Furthermore, this approach could also potentially be applied to the sleeping obfuscation problem; a fake thread with a legitimate call stack could be initialised to call ntdll!NtDelayExecution (or WaitForSingleObject etc.) and VEH exceptions used to re-direct flow to a main beacon function on return of the sleep duration.
PoC || GTFO
The PoC code can be found here: https://github.com/countercept/CallStackSpoofer
The PoC comes with three example call stacks (wmi/rpc/svchost) to mimic, all of which were taken arbitrarily from SysMon logs via observing process handle access to lsass. These call stack profiles can be selected via the ‚–wmi‘, ‚–rpc‘, and ‚–svchost‘ flags, as demonstrated below:
Figure 4: A screenshot showing VulcanRaven grabbing a handle to lsass and spoofing the call stack to look like RPC activity.
The screenshot above demonstrates a fake call stack being recorded by SysMon (contrast this to the expected use of OpenProcess which would have a call stack of: VulcanRaven.exe -> kernelbase!OpenProcess -> ntdll!NtOpenProcess).
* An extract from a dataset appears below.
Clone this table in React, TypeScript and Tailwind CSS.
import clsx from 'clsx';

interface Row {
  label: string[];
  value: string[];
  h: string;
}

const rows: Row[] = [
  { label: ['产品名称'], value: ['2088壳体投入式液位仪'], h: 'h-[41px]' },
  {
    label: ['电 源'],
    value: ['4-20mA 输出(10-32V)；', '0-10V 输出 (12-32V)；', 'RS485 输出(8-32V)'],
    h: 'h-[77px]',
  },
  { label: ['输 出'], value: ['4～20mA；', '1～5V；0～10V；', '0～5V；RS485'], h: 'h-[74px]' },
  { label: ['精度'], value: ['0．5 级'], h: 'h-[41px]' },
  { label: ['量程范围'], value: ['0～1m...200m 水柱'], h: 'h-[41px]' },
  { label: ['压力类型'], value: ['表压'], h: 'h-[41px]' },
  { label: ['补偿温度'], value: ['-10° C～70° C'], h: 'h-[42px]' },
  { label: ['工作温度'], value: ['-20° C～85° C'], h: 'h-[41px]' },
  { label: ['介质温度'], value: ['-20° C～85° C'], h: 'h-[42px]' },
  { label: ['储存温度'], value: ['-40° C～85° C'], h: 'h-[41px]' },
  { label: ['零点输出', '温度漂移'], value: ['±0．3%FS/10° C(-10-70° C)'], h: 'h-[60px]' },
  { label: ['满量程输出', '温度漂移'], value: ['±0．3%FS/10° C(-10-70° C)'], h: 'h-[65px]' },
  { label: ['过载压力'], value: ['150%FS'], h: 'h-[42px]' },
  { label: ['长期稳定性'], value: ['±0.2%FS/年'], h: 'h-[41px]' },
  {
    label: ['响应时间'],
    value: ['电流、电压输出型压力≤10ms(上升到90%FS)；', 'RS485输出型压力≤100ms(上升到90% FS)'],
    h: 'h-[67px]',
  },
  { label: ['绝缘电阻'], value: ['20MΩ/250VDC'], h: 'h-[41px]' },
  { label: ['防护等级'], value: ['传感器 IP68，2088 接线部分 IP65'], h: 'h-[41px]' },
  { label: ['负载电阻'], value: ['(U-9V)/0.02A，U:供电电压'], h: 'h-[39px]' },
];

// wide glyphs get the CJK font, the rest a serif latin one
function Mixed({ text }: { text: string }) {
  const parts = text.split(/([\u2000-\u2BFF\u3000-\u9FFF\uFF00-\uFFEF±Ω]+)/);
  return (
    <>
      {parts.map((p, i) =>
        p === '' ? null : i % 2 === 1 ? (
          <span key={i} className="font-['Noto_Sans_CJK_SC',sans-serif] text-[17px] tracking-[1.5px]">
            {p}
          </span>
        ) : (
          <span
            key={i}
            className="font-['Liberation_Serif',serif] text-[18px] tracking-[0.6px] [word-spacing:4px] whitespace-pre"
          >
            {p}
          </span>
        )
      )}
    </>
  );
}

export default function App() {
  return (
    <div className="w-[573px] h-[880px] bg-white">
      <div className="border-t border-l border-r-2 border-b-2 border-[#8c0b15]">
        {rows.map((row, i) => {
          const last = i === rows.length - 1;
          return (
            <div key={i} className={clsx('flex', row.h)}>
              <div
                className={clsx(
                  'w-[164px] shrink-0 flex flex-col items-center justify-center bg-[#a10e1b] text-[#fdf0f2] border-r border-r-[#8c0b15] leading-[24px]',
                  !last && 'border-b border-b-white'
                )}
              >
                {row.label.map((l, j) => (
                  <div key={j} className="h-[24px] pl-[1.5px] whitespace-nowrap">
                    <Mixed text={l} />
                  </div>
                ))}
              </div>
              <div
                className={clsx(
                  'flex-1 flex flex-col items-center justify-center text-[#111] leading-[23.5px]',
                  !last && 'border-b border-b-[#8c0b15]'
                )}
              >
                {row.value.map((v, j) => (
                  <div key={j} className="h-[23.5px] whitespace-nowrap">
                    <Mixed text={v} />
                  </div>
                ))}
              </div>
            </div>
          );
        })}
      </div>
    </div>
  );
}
Just to stress, the examples in this PoC were chosen to mimic events found via SysMon but the call stack does not have to make sense and can be anything, as demonstrated below:
Figure 5: A screenshot from WinDbg showing a completely nonsensical call stack being spoofed when calling NtOpenProcess.
The most obvious example of why this technique would be of interest to an attacker is that most remote access trojans (beacon etc.) still tend to operate off floating / unbacked memory. Thus, when an attacker injects mimikatz directly into memory, the call stack for the subsequent handle access from this injected code will look highly anomalous.
As an example, a SysMon event is shown below for unbacked memory calling OpenProcess:
Figure 6: A SysMon event showing handle access to lsass originating from unbacked memory.
This was generated via using a modified version of Stephen Fewer’s ReflectiveDLLInjection https://github.com/stephenfewer/ReflectiveDLLInjection codebase.
In this example, a reflective DLL has been injected into cmd.exe and subsequently obtained a handle to lsass with PROCESS_ALL_ACCESS access. As the call originated from unbacked memory, SysMon records the last entry in the call stack as “UNKNOWN” (e.g. the last return address in the stack walk belonged to floating/unbacked code and not a legitimately loaded module) and hence is obviously suspicious.
However, if we modify the VulcanRaven PoC above to run as a reflective DLL, we generate the following event:
Figure 7: A screenshot showing Vulcan Raven modified to run as reflective DLL. Even though it is running from unbacked memory, the call stack for handle access to lsass is still spoofed to look legimate
The call stack (“CallTrace”) is spoofed to an arbitrary value pulled from SysMon as expected; it is impossible to tell from this call stack that the call to NtOpenProcess/OpenProcess actually originated from code running from unbacked memory, and the thread on the surface looks genuine (although the cmd.exe is contrived and obviously suspicious). Also note the different GrantedAccess to Figure 1, which in this case is PROCESS_ALL_ACCESS/0x1FFFFF.
It is clear though that an attacker could profile their chosen call stack to blend in with their chosen injected process (wmi, procexp, svchost etc. all regularly grab handles to lsass).